As an independent and non-fan of Trump, I share the Renewalists' embarrassment at mainstream GOP fear of crossing Trump voters. Yet that is the world we live in. If you want to hold office as a Republican, and spend any measurable amount of time criticizing the former president, you better have a safe seat, stature, and bank vaults full of cash. Even then, you're going to get booed.
3) At a time of intense negative polarization, centrist scolds are popular mostly in limited corners of the media, and among opportunistic anti-Trump partisans. See: Jeff Flake, Howard Schultz, John Kasich, etc.
Arguably the most successful anti-Trump centrist initiative, at least as measured by revenue and media reach, has been The Lincoln Project, a political action committee of former GOP political operatives that raised scores of millions of dollars from Democrats to run anti-Trump ads in 2020. The project has been dogged by all kinds of scandal and controversy, particularly after the election was safely delivered to Biden.
Three of the American Renewal signatories—George Conway, Jennifer Horn, and Mike Madrid—were co-founders of The Lincoln Project; former Michigan GOP executive Jeff Timmer, too, has been a key member. Evan McMullin's most likely path to success lies less in the direction of dreary third-party construction, and more in a Lincoln Project-style initiative to raise money and make noise about the Republican Party's regnant Trumpism.

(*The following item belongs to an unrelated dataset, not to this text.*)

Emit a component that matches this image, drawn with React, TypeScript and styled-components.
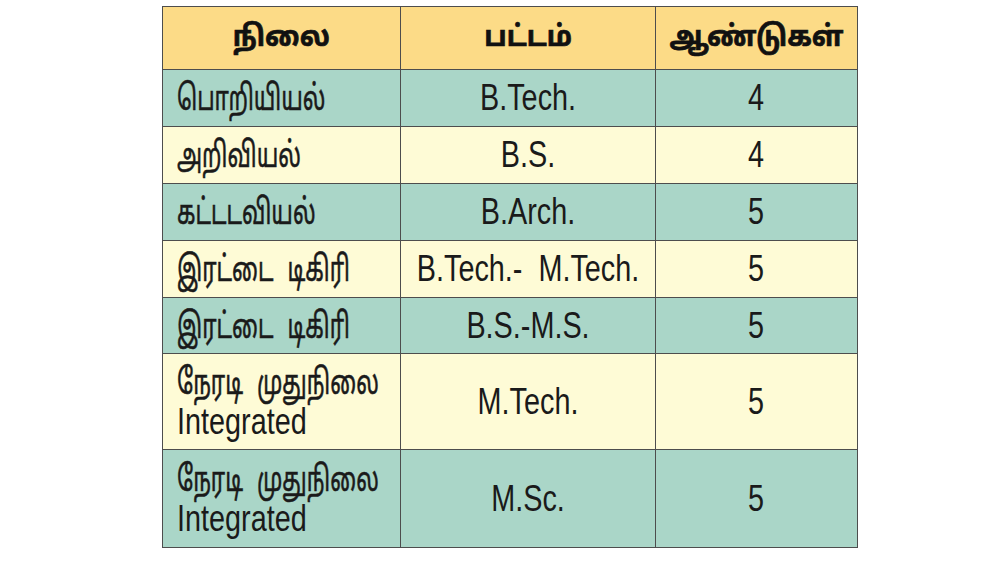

But there's an obstacle on that road, too. America's high alert about Trump has nowhere to go but down. The man is not the president, he is not going to be the president, and most people worried about such have moved on with their lives. Sure, I would love to see a GOP that explicitly rejects its most internally popular figure, just as I would love to see a Democratic Party worried about the national debt. In either case, the short-term chances of that happening are the same: slim, none, and fat.